» **Your instructions**: Within the listing below, locate all lines containing the word "this". Copy each one.

(Front-end source files)
======
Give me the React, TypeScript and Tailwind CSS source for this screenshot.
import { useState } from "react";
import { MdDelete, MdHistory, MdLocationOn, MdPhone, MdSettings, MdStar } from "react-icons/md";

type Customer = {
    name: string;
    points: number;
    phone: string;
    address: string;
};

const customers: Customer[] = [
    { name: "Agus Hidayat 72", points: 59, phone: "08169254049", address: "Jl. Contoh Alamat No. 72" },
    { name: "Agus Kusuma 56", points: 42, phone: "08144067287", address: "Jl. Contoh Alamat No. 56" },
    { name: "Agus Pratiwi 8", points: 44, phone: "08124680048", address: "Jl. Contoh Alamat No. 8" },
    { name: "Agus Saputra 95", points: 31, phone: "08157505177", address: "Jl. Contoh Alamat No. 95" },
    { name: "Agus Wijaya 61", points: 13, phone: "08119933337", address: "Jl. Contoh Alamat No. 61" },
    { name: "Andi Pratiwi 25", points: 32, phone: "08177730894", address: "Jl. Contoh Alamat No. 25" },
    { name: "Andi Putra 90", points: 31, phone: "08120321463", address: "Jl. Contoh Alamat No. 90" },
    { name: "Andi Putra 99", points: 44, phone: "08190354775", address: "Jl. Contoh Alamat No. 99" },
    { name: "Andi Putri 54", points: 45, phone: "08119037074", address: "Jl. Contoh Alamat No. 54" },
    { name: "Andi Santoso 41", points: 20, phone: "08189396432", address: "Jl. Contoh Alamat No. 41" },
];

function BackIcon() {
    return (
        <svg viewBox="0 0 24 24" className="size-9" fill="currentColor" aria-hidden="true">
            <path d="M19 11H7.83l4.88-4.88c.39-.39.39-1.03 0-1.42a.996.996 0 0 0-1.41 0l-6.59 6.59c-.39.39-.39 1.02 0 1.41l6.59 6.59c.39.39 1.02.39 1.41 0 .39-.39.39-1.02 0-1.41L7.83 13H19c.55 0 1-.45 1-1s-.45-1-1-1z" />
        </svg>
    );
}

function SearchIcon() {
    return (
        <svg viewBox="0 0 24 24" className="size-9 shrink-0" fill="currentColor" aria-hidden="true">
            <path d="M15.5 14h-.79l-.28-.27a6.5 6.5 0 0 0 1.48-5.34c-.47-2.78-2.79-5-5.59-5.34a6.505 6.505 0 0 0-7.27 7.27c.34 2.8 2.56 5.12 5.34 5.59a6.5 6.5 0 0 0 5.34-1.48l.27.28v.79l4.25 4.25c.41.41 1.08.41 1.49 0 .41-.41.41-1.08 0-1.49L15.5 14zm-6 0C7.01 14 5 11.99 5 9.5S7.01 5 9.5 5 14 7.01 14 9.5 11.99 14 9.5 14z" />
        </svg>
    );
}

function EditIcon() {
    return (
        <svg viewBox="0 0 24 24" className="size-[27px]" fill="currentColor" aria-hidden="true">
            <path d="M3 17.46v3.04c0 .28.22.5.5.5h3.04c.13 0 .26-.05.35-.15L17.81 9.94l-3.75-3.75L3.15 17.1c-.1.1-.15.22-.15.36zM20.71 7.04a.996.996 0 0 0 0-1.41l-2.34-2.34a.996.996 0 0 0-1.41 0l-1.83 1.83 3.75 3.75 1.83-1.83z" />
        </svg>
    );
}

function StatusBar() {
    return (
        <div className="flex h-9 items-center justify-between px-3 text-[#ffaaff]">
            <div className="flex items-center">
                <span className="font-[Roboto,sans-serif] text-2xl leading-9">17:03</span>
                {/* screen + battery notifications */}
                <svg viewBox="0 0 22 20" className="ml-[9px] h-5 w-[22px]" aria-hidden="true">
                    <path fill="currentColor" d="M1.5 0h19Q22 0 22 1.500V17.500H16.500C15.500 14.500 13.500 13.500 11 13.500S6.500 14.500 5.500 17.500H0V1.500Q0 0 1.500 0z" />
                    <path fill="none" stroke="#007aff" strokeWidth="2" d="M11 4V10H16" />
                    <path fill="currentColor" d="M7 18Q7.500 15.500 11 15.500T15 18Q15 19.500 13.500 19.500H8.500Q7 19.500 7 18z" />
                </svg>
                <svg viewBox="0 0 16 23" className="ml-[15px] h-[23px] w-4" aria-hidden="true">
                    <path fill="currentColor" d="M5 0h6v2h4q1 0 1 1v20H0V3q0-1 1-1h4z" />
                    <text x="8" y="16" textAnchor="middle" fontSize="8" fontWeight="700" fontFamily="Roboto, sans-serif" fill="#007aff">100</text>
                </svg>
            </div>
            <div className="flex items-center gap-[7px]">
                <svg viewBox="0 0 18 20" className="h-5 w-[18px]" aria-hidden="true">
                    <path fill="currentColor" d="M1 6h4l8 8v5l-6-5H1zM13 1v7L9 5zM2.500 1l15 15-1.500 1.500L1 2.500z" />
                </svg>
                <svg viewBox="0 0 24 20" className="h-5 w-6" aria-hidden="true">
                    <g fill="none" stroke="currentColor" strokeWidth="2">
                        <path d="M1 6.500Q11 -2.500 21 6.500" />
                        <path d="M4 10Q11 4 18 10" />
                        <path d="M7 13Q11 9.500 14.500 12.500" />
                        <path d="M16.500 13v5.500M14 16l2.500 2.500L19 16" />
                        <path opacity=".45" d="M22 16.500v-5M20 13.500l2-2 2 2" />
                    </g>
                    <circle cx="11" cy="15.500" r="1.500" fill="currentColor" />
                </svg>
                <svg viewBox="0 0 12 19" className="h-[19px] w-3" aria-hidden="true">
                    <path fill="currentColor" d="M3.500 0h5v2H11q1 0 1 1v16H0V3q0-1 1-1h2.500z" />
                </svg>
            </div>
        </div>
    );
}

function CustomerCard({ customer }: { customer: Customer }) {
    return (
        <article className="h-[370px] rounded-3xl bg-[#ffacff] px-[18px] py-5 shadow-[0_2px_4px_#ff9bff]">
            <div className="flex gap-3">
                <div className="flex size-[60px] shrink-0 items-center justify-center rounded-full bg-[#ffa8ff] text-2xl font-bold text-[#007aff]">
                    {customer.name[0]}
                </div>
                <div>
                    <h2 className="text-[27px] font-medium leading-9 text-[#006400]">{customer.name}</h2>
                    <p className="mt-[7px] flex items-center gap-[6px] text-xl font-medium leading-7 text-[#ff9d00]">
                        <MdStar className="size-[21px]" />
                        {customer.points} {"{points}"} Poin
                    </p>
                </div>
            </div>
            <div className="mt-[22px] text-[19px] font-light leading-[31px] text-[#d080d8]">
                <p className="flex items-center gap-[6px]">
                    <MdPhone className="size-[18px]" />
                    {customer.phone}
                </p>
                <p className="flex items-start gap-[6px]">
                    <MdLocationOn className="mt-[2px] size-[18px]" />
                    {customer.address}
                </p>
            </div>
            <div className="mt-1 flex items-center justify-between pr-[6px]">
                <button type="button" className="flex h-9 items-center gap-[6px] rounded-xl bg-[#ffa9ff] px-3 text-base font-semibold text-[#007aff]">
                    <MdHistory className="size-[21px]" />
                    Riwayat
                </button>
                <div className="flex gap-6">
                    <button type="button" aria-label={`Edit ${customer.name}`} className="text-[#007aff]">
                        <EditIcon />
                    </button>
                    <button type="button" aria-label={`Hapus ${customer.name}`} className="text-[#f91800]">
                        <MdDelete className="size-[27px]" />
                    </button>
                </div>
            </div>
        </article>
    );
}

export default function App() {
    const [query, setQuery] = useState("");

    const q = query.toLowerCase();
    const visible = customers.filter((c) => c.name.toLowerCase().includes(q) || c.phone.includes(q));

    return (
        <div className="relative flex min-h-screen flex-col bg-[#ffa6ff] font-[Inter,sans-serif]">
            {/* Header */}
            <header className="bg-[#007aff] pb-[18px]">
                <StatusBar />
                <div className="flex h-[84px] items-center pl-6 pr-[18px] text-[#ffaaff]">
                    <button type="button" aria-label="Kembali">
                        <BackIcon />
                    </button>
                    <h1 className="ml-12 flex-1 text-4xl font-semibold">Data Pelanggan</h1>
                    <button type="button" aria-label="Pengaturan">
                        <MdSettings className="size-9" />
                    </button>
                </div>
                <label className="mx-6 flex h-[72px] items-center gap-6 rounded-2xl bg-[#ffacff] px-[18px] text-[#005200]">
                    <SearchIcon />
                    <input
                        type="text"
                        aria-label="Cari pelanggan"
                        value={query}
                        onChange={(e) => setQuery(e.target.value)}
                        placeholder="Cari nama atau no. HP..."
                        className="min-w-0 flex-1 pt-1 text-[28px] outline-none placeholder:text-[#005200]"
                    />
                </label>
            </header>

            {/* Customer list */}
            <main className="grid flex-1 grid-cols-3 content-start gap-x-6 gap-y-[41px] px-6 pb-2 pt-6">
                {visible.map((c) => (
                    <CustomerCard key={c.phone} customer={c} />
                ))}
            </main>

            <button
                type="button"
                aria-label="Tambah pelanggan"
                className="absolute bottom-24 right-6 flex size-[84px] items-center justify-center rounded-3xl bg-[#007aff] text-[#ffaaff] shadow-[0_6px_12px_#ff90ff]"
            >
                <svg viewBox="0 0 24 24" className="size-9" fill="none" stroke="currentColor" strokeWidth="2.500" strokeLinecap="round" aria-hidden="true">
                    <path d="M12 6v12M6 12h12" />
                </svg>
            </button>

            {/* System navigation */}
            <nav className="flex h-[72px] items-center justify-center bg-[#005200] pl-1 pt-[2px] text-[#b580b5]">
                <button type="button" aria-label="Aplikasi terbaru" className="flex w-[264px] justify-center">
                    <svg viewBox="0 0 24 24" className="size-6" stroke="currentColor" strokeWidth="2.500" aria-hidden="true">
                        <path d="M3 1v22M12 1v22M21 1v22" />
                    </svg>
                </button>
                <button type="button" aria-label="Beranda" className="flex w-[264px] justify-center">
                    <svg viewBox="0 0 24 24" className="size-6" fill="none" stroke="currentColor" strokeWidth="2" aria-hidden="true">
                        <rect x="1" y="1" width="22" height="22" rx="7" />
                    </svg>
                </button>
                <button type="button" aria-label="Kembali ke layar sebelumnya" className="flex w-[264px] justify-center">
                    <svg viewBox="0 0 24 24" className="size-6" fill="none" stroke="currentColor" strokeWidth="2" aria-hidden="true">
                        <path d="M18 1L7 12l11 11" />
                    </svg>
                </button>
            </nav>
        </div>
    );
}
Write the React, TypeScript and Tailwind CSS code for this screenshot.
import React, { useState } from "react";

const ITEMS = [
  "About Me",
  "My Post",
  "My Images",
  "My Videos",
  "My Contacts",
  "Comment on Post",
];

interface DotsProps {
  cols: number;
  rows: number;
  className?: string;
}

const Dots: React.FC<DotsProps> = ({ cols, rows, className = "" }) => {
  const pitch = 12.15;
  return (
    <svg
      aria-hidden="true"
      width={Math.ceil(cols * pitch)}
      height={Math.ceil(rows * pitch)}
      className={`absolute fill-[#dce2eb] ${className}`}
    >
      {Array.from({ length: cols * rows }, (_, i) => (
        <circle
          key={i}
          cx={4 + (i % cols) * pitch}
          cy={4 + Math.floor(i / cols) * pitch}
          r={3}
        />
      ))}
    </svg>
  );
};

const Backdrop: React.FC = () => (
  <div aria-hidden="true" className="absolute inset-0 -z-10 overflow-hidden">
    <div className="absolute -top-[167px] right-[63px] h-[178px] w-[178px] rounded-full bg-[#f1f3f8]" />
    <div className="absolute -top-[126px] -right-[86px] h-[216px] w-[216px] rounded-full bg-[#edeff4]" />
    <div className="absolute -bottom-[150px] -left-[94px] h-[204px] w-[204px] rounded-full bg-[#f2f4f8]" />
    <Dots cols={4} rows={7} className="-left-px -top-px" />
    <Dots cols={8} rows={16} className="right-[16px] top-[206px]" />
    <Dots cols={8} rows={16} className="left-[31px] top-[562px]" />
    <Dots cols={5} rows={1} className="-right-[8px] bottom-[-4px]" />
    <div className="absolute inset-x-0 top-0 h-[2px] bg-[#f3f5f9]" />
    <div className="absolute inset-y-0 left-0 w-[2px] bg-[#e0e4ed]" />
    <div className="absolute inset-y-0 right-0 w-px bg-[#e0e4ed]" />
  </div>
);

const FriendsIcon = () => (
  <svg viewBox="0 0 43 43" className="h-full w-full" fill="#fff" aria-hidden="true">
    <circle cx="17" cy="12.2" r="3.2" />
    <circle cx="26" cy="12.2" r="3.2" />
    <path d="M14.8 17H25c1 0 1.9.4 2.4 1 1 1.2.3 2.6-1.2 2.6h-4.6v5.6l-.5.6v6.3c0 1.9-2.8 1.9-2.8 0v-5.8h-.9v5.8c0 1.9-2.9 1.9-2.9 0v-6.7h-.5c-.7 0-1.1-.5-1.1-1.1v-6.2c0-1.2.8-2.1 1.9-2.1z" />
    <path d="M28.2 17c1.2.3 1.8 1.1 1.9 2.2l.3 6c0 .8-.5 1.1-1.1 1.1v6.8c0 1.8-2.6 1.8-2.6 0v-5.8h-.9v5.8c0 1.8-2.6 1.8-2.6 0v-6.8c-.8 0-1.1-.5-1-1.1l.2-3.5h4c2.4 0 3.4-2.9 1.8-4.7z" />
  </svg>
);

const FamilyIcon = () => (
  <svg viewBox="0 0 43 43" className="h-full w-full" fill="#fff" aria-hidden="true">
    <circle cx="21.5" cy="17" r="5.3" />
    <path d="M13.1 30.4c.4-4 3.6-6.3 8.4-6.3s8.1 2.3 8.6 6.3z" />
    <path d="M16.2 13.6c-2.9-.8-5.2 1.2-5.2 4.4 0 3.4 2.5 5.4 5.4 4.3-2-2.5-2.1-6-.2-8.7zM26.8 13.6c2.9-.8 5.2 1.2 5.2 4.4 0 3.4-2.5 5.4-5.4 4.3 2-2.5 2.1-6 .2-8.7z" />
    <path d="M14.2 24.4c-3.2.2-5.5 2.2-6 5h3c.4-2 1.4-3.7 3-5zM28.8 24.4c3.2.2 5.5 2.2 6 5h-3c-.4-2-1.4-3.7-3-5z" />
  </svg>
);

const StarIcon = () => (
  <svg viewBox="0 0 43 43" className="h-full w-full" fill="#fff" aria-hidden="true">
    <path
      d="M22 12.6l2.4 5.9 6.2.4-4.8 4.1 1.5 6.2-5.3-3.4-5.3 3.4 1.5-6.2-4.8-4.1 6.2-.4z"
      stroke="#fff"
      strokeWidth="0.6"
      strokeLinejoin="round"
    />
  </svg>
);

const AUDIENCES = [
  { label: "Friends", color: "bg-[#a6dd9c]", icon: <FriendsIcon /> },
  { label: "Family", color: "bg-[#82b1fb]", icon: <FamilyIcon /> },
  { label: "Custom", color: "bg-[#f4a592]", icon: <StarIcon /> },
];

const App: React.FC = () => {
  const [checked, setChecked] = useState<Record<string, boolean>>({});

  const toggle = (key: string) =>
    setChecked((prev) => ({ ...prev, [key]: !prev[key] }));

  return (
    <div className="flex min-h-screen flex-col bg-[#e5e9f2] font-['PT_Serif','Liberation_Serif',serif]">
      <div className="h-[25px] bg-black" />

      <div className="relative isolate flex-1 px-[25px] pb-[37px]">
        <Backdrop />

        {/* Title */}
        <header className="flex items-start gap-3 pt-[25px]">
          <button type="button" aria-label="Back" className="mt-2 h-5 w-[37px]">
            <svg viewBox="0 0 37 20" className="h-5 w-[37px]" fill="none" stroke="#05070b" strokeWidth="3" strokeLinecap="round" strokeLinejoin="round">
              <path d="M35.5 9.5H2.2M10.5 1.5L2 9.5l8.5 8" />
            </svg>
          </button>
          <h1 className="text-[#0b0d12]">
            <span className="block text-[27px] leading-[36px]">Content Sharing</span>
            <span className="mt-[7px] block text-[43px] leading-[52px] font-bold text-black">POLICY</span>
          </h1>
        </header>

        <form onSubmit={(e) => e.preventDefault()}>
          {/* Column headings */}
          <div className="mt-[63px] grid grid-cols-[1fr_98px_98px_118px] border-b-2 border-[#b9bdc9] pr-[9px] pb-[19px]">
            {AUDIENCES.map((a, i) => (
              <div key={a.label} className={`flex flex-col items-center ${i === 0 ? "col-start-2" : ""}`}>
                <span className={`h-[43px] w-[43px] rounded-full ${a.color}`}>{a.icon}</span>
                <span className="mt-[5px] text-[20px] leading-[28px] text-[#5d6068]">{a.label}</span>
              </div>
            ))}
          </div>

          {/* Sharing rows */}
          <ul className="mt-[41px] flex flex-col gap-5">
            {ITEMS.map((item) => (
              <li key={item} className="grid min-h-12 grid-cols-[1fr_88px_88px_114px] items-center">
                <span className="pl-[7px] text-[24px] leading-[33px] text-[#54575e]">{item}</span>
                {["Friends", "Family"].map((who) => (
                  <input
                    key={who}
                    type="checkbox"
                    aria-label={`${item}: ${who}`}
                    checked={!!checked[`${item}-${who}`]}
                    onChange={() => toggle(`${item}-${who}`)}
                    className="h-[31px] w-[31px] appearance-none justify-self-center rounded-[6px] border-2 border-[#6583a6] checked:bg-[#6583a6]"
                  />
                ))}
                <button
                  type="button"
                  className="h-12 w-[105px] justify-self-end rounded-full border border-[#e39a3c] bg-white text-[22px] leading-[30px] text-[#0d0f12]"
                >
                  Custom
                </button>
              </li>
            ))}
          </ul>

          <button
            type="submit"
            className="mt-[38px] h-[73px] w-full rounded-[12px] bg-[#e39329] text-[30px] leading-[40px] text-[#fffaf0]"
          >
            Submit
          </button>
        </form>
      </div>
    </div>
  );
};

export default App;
======
» **Exercise answer**:
Give me the React, TypeScript and Tailwind CSS source for this screenshot.
Write the React, TypeScript and Tailwind CSS code for this screenshot.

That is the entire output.